Имена усопших, заносившиеся уже с VIII в. в специальные книги, libri vitae или libri memoriales^ поминались в молитвах и за богослужением по соответствующим дням годового цикла, причем не только в осиротевшей обители, но и во всех монастырях, с которыми она состояла в отношениях духовного братства — confraternitas. В начале 70-х гг. IX в. договоры с Санкт-Галленом о взаимном поминовении живых и усопших имели примерно 20 монастырей и каноникатов231. Уже одно это делало посмертную репутацию какого-либо брата существенной для репутации монастыря в целом. Таким образом, в нашем случае «правильное» истолкование происшествия 876 г. воссоединяло общину живых с умершим необычной смертью монахом и защищало духовный авторитет обители на все времена от каких бы то ни было подозрений и обвинений. В «Книге видений» Отлоха Санкт-Эммерамского, современника Эккехарда IV, рассказывается о случайной смерти монаха, труп которого нашли в монастырском канале, что немедленно вызвало подозрения в самоубийстве. Согласно «Книге видений», призрак утопленника явился в обитель ночью и жестоко наказал келаря, смущавшего других братьев слухами о самоубийстве и отказавшегося на этом основании раздавать нищим ежедневное содержание усопшего на помин его души. Характерно, что эта история, имевшая место в аббатстве Фульда, так же как и казус Воло, была значительно удалена от времени своей письменной фиксации — самое меньшее на сто лет232.

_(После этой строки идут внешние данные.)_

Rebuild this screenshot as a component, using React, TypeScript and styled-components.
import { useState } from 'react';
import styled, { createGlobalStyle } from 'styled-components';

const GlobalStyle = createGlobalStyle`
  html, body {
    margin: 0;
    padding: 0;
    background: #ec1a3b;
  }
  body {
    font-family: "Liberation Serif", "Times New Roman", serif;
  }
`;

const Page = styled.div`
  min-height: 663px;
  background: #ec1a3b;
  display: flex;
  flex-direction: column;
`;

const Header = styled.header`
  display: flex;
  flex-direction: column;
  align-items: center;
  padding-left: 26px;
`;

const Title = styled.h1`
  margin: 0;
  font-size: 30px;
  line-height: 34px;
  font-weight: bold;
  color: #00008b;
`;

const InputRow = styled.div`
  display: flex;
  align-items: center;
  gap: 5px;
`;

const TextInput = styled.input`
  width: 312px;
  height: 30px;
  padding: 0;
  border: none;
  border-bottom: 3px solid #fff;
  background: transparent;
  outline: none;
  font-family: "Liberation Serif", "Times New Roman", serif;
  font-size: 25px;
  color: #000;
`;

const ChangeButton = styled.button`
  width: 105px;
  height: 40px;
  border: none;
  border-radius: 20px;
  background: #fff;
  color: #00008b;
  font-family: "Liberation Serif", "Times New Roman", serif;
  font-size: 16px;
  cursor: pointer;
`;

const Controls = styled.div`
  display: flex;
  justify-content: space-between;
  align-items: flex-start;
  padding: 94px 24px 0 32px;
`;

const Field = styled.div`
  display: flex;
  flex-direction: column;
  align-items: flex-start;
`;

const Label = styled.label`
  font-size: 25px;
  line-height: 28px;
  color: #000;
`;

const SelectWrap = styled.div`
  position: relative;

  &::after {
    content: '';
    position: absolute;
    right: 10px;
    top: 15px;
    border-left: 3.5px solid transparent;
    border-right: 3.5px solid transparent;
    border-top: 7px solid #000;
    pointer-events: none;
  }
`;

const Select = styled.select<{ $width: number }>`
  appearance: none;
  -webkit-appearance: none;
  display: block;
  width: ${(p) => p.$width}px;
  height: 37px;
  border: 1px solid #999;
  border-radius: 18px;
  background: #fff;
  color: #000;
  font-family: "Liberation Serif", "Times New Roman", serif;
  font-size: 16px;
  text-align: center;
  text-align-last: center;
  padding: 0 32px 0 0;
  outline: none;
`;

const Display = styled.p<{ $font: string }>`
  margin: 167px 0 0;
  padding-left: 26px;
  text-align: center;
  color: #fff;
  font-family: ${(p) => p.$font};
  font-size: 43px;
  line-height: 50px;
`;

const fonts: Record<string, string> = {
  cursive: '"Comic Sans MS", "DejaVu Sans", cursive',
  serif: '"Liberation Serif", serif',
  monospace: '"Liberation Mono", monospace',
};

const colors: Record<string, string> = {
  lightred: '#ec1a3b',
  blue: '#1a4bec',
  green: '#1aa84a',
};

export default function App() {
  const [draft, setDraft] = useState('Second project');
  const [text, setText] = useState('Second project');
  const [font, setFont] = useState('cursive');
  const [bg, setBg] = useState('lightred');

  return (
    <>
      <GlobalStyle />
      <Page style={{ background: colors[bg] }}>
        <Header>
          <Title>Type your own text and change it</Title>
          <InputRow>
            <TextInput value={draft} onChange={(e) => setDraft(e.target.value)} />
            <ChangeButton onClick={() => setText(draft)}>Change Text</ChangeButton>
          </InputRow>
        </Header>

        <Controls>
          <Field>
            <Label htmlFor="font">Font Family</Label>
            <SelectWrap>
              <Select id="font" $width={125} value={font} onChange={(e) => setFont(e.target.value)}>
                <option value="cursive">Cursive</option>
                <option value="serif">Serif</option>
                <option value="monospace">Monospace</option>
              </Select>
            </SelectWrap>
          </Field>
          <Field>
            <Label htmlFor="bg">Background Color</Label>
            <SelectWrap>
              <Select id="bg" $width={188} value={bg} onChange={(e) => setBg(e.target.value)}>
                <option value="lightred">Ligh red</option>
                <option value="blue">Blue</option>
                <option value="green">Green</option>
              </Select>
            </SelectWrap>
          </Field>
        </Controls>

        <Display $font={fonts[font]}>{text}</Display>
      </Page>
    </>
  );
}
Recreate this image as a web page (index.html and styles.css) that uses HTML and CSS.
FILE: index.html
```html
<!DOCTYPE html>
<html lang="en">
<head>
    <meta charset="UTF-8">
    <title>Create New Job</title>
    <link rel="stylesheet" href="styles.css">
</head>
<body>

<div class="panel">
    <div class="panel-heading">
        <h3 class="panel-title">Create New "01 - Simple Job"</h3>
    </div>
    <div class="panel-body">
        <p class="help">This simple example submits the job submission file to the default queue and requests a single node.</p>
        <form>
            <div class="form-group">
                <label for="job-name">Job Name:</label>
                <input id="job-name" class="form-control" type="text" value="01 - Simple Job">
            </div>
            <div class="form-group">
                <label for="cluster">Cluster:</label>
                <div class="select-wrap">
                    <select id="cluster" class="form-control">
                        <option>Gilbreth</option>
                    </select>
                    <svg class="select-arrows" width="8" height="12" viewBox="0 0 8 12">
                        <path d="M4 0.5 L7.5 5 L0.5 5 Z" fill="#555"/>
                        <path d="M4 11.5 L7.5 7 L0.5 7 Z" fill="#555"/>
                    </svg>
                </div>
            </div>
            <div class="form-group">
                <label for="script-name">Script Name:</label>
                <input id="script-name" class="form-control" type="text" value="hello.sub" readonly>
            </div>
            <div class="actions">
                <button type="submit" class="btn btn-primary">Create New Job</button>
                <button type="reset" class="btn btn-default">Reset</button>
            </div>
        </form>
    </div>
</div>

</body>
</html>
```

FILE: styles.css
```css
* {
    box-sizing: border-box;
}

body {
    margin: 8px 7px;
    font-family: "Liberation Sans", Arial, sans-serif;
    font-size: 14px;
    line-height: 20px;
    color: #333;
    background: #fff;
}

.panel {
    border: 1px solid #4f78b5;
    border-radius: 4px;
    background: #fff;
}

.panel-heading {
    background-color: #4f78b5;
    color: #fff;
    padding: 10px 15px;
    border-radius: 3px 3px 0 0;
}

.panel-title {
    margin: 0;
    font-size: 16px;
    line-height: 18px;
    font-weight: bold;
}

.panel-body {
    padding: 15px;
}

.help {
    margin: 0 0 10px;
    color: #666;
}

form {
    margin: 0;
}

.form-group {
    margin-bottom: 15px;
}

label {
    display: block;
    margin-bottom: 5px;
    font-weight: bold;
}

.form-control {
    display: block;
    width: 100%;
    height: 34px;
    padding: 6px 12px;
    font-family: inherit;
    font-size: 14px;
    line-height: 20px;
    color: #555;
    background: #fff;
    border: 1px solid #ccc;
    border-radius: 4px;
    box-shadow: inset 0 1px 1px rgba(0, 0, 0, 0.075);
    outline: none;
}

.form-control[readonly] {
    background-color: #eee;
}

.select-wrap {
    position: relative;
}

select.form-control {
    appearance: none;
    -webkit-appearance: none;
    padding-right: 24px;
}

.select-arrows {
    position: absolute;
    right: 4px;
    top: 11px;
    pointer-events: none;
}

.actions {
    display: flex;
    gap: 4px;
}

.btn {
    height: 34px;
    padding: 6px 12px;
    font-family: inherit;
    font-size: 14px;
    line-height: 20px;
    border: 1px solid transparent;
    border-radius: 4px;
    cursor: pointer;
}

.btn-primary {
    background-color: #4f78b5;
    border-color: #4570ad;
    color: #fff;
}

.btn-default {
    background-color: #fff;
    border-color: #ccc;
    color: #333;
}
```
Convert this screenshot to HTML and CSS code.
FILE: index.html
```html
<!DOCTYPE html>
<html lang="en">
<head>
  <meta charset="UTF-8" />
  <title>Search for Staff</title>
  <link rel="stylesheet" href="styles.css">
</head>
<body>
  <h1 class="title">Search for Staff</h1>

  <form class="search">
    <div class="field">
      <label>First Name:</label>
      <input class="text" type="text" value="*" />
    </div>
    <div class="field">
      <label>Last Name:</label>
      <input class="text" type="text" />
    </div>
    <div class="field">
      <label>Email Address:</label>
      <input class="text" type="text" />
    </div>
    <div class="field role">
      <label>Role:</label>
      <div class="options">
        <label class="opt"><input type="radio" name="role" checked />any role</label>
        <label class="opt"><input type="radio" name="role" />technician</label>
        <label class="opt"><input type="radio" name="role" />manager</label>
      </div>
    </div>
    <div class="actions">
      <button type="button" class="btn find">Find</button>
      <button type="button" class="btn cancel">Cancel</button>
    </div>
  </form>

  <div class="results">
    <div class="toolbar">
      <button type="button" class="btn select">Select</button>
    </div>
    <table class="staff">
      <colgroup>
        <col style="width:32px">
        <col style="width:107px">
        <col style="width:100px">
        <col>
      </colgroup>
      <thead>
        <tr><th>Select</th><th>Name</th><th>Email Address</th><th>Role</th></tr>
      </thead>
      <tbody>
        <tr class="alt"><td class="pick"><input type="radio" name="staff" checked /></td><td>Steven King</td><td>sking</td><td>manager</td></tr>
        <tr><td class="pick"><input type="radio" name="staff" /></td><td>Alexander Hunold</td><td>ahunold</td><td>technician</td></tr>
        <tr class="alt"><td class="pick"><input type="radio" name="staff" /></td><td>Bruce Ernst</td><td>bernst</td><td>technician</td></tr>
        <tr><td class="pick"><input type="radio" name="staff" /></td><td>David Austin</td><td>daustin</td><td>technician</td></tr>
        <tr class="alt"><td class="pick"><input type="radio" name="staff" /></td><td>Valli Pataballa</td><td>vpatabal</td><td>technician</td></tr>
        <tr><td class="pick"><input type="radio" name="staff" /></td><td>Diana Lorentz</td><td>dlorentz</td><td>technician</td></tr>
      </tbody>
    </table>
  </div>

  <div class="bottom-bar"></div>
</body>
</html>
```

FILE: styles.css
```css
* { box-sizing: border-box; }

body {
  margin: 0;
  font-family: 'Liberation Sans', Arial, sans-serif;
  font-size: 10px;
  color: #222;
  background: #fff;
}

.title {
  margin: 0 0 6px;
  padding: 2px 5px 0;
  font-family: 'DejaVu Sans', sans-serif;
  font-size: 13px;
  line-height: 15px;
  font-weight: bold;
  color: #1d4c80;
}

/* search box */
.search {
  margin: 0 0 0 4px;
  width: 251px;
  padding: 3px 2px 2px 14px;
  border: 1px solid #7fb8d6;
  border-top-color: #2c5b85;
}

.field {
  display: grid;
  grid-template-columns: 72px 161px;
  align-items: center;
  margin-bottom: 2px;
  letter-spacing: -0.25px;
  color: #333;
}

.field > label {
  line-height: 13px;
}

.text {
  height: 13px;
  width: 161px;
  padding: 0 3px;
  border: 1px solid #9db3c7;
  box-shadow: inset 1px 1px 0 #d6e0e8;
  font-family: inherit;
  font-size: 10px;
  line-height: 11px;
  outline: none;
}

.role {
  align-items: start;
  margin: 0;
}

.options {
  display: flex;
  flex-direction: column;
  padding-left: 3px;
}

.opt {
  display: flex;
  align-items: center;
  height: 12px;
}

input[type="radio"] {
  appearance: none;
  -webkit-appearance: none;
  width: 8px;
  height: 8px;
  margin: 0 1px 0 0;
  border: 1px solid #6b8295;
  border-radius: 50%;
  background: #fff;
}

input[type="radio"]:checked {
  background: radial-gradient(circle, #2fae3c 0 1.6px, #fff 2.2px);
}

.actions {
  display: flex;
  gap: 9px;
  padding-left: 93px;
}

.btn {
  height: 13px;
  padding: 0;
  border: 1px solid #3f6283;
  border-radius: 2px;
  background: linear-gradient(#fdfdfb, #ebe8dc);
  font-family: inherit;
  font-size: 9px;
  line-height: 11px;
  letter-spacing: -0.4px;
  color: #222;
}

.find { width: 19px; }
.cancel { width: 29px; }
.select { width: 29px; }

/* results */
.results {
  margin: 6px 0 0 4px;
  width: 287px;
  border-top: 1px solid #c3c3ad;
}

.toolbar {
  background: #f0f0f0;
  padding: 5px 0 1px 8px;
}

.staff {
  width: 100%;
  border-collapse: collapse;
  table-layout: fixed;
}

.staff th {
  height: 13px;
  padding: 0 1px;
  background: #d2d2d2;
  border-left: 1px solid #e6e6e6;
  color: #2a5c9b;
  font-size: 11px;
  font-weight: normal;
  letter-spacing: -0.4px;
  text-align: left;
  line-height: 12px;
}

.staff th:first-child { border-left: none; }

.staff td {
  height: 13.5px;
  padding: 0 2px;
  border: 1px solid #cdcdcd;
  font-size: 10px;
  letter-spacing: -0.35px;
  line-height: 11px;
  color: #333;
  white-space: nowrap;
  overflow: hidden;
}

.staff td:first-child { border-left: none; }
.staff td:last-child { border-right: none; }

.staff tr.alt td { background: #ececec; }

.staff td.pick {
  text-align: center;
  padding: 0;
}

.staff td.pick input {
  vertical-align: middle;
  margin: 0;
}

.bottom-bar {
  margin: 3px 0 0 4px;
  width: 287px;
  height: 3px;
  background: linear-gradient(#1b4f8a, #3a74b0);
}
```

Итак, очевидно, что Эккехард IV имел серьезные основания, чтобы поведать о несчастной кончине Воло. Но, сам того не желая, хронист предоставил нам редкую для раннего Средневековья возможность прочувствовать драматизм конфликта личности и монашеской общины, членом которой Воло силой обстоятельств являлся, — общины, для которой и через 150–160 лет существенна была добрая память о несчастном монахе. Тем самым казус Воло позволяет под необычным углом зрения взглянуть на проблему взаимоотношения индивида и общности, очертить пространство личного выбора в рамках предложенного группой сценария поведения.
В чем прежде всего необычность нашего ракурса? Естественная трудность, с которой историк сталкивается при изучении «социальной практики» конкретного индивида, — это сознательная или бессознательная «цензура стереотипов» в описании источниками тех или иных индивидуальных коллизий. Искусственность монашеской формы жизни, ее ритуализация, в рамках которой каждое действие монаха или его психологическое ощущение становится предметом регламентации!] 3, пожалуй, еще более осложняют поиски «индивидного» в наших текстах: слишком стереотипно, «правильно» или дидактично осмысляется поведение монаха внутри общины, не говоря уже о том, что авторы, принадлежащие к книжной культуре, вообще, как известно, предпочитали опираться на авторитетные образцы. Необычная смерть Воло потребовала от Эккехарда пространных объяснений, на которые исследователю раннесредневековой монашеской литературы, как правило, не приходится рассчитывать. Хрониста прежде всего заинтересовала индивидуальность, девиантность поведения Воло, обусловившая конфликт монаха с общиной и отчасти предопределившая трагический финал истории.
Индивидуальность Воло несовместима с требованиями, предъявляемыми монаху, которому надлежит отказаться от своего «я» в обмен на вечное блаженство234. Ведь идеал киновии восходит к общине апостолов: «У множества… было одно сердце и одна душа… все у них было общее» (Деян. 4: 32–35)235. Развитие киновии как регулируемой уставом и аббатом формы монашеской жизни уже в V–VI вв. определило сдвиги в психологии монашества. От монаха требовалось теперь не столько стремление оставить мир и вести аскетический образ жизни Христа ради, сколько готовность к смирению и послушанию, растворению своей воли в воле аббата и старших. Спонтанный аскетический порыв, характерный для раннего монашества, подменялся подражанием, воспроизведением в быту и помыслах тех норм, которые были апробированы более святыми мужами древности на пути к «вершинам совершенства»23 6.
Воло, как мы видели, не только не вписывается в соответствующую модель поведения, но и открыто тяготится навязанными ему социальными узами — не помогают ни наказания, ни увещевания. В IX — первой половине XI в. в западноевропейских монастырях преобладали так называемые nutriti, «воспитанники», как pueri oblati («дети, принесенные в дар»), отданные в обитель еще в детском возрасте. Вероятно, к их числу принадлежал и Воло, как, впрочем, и все остальные персонажи санкт-галленской истории, фигурирующие у Эккехарда237. Для pueri oblati монашеский образ жизни отнюдь не являлся результатом индивидуального и осознанного выбора. В раннесредневековых источниках специфическая ситуация нутритиев особо не осмыслялась. Лишь однажды Рабану Мавру пришлось, опираясь на богатый арсенал библейских цитат, обосновывать правомочность oblatio, когда небезызвестный Готтшальк, сын саксонского графа, отказался оставаться монахом, ссылаясь на то, что родители отдали его в Фульду прямо «из колыбели»238. Нутритий не столько представлял одного себя перед Всевышним; он прежде всего молитвенный заступник своей семьи, залог ее преуспеяния и загробного вознаграждения, свидетельство ее благочестия239.